• PROBLEM TO WORK ON
Extract each line where the string "this" shows up.

• SUPPLIED MATERIAL
_ _ _ _ _ _ _

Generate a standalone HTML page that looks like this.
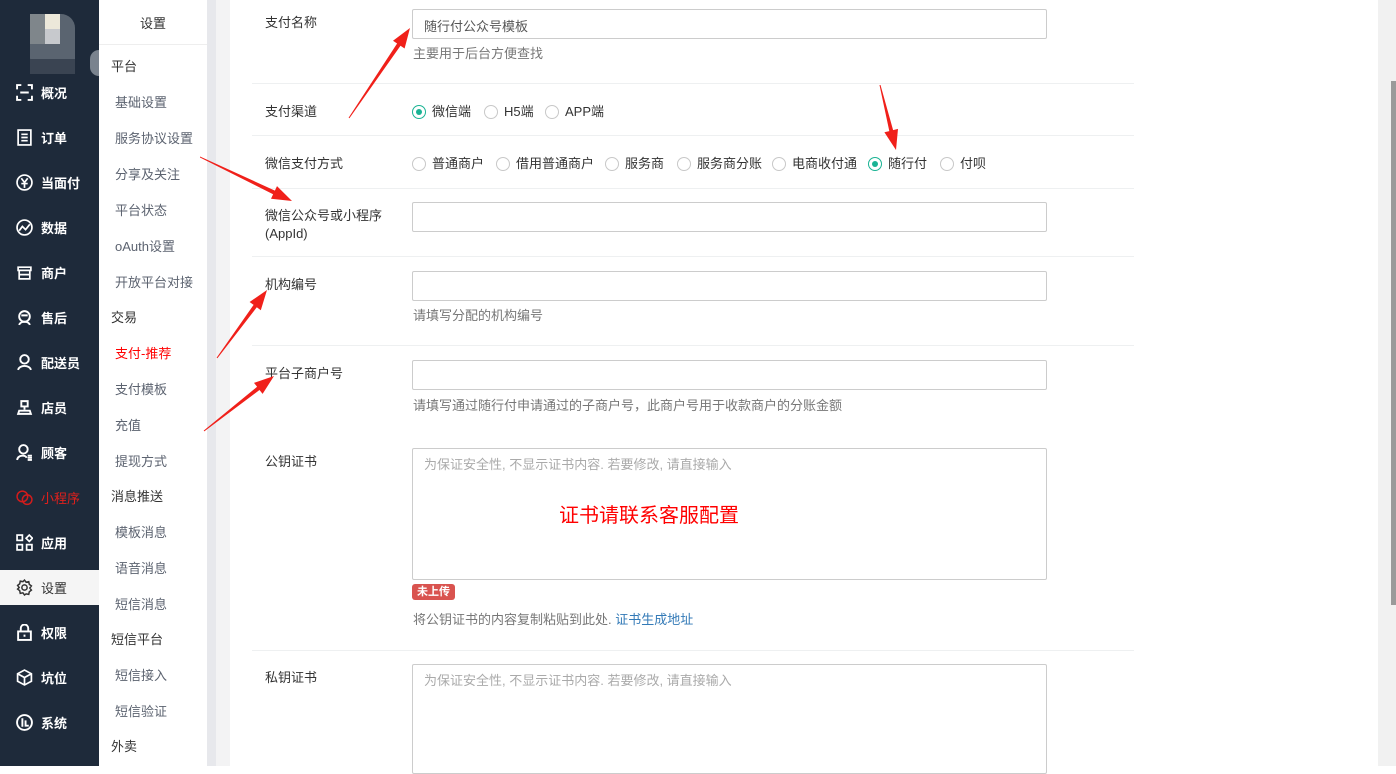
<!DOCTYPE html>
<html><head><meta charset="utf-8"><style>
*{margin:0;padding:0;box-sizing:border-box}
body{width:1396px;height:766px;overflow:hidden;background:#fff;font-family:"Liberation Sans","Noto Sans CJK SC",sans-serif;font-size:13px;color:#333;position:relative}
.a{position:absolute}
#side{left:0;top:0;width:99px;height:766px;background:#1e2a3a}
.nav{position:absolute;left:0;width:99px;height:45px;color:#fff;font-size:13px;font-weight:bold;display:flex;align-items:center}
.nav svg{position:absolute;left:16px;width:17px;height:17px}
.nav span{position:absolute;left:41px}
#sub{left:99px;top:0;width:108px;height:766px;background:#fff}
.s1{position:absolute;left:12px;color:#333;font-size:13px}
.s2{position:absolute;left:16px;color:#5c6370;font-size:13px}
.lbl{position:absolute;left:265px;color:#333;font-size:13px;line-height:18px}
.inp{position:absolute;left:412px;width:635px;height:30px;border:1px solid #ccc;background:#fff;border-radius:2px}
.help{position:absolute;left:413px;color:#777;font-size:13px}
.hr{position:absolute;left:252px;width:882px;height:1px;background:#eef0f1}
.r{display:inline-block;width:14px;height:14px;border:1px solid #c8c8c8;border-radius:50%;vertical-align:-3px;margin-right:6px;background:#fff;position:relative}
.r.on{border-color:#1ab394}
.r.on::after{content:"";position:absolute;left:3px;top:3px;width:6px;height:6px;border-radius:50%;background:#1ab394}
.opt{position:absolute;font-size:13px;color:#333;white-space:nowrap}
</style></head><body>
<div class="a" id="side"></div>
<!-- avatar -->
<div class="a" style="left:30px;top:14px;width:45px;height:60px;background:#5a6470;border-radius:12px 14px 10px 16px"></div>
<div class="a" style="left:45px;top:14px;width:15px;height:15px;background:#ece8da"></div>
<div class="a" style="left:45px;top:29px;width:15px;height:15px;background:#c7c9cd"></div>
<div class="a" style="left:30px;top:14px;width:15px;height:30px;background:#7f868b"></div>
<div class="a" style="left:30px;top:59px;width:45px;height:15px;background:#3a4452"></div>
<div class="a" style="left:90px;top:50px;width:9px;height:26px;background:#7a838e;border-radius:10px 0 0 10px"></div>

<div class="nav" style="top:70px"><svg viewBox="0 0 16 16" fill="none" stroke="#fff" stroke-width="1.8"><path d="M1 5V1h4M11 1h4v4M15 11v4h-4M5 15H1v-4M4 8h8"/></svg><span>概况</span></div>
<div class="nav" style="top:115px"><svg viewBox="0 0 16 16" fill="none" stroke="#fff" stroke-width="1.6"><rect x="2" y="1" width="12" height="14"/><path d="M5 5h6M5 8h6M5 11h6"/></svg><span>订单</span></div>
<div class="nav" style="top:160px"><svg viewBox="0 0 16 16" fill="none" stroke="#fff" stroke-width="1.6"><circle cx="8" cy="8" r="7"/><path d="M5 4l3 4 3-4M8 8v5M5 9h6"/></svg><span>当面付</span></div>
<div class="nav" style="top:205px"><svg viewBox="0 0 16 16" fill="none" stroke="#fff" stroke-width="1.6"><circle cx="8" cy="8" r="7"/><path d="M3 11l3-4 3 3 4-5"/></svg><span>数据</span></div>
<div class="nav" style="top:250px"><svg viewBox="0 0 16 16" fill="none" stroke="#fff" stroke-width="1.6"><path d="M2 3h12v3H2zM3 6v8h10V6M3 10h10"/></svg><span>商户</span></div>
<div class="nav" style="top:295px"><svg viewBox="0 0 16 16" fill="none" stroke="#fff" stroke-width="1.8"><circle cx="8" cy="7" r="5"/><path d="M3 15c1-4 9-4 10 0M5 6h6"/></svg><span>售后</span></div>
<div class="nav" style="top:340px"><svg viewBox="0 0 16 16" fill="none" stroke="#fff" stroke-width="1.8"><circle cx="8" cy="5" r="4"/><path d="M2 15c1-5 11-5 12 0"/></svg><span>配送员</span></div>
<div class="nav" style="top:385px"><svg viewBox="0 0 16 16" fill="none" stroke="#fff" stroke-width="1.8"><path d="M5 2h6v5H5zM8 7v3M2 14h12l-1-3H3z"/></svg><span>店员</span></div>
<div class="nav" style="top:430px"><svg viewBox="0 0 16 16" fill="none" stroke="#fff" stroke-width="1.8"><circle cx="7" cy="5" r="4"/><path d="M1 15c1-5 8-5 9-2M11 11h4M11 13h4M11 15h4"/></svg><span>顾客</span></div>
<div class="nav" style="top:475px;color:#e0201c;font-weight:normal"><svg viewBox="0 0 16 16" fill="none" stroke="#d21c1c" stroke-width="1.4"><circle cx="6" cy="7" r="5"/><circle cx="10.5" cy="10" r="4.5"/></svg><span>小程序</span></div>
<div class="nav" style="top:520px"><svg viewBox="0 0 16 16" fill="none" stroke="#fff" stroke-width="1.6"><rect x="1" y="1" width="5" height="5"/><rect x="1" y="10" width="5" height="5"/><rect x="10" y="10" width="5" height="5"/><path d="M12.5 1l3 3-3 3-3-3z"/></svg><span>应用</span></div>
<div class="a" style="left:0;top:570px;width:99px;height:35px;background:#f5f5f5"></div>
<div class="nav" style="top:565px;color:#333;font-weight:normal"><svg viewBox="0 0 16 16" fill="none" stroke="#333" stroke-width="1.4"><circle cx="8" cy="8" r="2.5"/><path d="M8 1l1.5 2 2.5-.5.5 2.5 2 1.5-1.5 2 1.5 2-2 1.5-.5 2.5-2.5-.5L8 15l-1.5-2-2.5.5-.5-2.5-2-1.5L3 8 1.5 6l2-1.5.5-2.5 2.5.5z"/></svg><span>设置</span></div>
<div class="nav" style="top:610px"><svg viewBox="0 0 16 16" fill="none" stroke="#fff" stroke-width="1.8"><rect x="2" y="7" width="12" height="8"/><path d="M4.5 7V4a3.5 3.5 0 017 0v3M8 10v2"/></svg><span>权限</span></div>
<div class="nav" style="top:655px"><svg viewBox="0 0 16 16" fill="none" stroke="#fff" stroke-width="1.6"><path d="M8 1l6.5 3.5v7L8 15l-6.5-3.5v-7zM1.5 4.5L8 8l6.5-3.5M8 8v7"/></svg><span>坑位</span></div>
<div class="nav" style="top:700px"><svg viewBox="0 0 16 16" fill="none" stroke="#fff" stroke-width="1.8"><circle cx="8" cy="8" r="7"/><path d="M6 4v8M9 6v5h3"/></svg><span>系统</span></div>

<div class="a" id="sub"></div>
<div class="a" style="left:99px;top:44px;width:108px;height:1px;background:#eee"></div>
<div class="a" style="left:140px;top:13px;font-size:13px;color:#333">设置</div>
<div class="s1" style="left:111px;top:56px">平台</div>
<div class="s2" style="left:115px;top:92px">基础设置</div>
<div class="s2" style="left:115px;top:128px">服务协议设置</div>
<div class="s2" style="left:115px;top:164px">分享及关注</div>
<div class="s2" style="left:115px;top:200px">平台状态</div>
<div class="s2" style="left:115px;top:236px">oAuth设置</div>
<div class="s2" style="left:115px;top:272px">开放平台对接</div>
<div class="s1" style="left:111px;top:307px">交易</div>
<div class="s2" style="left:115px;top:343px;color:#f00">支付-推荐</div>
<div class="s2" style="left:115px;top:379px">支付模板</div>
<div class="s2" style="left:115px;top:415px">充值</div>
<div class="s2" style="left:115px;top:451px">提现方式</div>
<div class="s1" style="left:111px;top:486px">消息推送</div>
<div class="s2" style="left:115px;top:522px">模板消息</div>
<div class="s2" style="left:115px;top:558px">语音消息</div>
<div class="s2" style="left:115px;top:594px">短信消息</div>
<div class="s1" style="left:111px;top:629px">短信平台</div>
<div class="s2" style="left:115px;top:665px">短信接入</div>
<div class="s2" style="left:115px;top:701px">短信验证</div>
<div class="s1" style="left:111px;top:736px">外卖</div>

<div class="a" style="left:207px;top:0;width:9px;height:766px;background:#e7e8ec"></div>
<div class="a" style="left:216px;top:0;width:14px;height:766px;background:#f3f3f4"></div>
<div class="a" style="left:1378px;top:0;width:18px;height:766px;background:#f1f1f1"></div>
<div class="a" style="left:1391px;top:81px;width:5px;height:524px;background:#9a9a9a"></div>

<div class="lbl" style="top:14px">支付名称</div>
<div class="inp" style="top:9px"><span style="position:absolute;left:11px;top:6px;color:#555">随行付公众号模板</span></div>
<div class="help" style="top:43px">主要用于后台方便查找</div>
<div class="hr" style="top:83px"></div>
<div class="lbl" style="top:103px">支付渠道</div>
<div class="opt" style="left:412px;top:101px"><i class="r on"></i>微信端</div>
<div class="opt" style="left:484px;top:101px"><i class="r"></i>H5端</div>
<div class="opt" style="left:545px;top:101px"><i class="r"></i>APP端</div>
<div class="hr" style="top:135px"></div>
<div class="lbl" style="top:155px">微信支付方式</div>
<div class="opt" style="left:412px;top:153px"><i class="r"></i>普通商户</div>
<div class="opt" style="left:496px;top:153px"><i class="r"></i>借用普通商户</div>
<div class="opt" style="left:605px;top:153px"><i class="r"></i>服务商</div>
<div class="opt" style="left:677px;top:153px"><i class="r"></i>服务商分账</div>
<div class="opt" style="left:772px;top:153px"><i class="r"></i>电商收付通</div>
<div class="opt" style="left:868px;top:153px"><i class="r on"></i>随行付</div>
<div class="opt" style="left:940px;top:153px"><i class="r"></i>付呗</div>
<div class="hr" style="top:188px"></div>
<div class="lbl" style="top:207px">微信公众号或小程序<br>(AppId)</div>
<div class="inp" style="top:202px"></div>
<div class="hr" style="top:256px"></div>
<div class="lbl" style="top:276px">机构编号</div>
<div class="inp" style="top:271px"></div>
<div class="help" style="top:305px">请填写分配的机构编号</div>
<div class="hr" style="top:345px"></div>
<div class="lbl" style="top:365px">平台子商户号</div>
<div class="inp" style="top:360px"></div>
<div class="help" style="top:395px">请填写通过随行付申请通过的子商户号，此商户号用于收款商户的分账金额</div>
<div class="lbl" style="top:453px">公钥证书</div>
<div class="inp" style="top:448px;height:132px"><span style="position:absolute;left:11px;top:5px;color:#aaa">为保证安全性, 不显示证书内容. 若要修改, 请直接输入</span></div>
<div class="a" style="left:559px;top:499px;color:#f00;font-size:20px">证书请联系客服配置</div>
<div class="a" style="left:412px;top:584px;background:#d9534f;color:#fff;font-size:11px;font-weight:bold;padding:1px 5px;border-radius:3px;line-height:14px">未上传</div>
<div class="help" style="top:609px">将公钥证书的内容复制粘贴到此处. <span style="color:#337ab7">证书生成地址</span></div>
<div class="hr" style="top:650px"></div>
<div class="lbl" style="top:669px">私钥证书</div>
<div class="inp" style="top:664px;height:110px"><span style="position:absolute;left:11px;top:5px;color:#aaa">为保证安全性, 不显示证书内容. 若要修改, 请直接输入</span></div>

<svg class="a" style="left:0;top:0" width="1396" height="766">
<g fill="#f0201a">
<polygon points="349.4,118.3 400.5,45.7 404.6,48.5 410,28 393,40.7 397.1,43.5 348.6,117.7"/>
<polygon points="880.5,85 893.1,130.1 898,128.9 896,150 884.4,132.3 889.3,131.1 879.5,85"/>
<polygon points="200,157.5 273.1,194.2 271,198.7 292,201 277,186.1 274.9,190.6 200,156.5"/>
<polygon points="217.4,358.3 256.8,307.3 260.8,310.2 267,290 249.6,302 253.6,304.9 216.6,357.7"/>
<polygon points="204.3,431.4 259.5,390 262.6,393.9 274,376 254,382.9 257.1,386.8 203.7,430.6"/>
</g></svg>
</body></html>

_ _ _ _ _ _ _

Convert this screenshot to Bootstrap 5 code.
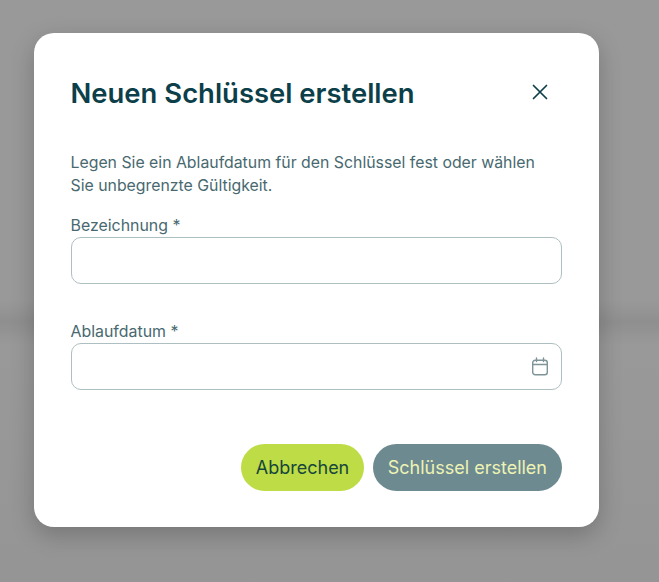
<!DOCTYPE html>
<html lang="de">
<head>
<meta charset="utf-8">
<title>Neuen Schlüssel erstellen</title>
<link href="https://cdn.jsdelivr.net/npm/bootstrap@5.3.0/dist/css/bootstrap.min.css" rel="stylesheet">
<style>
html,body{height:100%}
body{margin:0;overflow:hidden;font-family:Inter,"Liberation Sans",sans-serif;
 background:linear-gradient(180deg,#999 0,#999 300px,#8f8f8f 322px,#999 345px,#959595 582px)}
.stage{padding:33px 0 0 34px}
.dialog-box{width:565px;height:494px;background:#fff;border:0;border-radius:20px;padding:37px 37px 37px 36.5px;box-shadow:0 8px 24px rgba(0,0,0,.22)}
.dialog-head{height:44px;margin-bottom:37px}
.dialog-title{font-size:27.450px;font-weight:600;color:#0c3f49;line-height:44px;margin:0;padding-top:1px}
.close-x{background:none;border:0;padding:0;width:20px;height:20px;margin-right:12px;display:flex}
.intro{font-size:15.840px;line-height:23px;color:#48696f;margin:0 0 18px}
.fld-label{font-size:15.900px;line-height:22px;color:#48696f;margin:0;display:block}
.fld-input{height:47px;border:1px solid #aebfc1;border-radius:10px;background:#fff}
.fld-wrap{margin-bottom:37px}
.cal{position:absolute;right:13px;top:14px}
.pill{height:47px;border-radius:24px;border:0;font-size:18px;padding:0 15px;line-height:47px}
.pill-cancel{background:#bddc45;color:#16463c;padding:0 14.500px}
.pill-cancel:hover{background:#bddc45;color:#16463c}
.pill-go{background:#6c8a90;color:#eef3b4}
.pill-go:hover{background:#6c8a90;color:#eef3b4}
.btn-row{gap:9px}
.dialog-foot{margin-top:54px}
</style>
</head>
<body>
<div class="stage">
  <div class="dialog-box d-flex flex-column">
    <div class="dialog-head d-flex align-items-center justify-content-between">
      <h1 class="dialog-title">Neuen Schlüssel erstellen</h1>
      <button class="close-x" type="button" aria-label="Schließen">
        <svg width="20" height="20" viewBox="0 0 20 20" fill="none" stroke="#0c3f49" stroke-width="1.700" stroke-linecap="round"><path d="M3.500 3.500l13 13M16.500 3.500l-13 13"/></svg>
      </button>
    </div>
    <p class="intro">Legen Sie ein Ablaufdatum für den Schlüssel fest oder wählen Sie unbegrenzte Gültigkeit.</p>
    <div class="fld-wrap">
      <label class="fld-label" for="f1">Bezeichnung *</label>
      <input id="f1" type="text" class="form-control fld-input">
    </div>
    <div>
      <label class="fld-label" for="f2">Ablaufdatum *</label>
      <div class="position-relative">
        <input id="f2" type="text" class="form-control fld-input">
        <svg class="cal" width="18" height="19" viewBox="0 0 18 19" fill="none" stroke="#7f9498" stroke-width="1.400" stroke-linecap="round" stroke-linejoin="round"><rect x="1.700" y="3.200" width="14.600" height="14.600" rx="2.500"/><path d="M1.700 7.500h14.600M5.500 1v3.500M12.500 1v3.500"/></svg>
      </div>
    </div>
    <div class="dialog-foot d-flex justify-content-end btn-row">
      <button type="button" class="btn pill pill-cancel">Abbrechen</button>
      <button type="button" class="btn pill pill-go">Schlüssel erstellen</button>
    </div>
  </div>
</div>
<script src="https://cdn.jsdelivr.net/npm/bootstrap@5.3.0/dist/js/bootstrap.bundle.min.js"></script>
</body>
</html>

_ _ _ _ _ _ _

• FINAL ANSWER
Generate a standalone HTML page that looks like this.
Convert this screenshot to Bootstrap 5 code.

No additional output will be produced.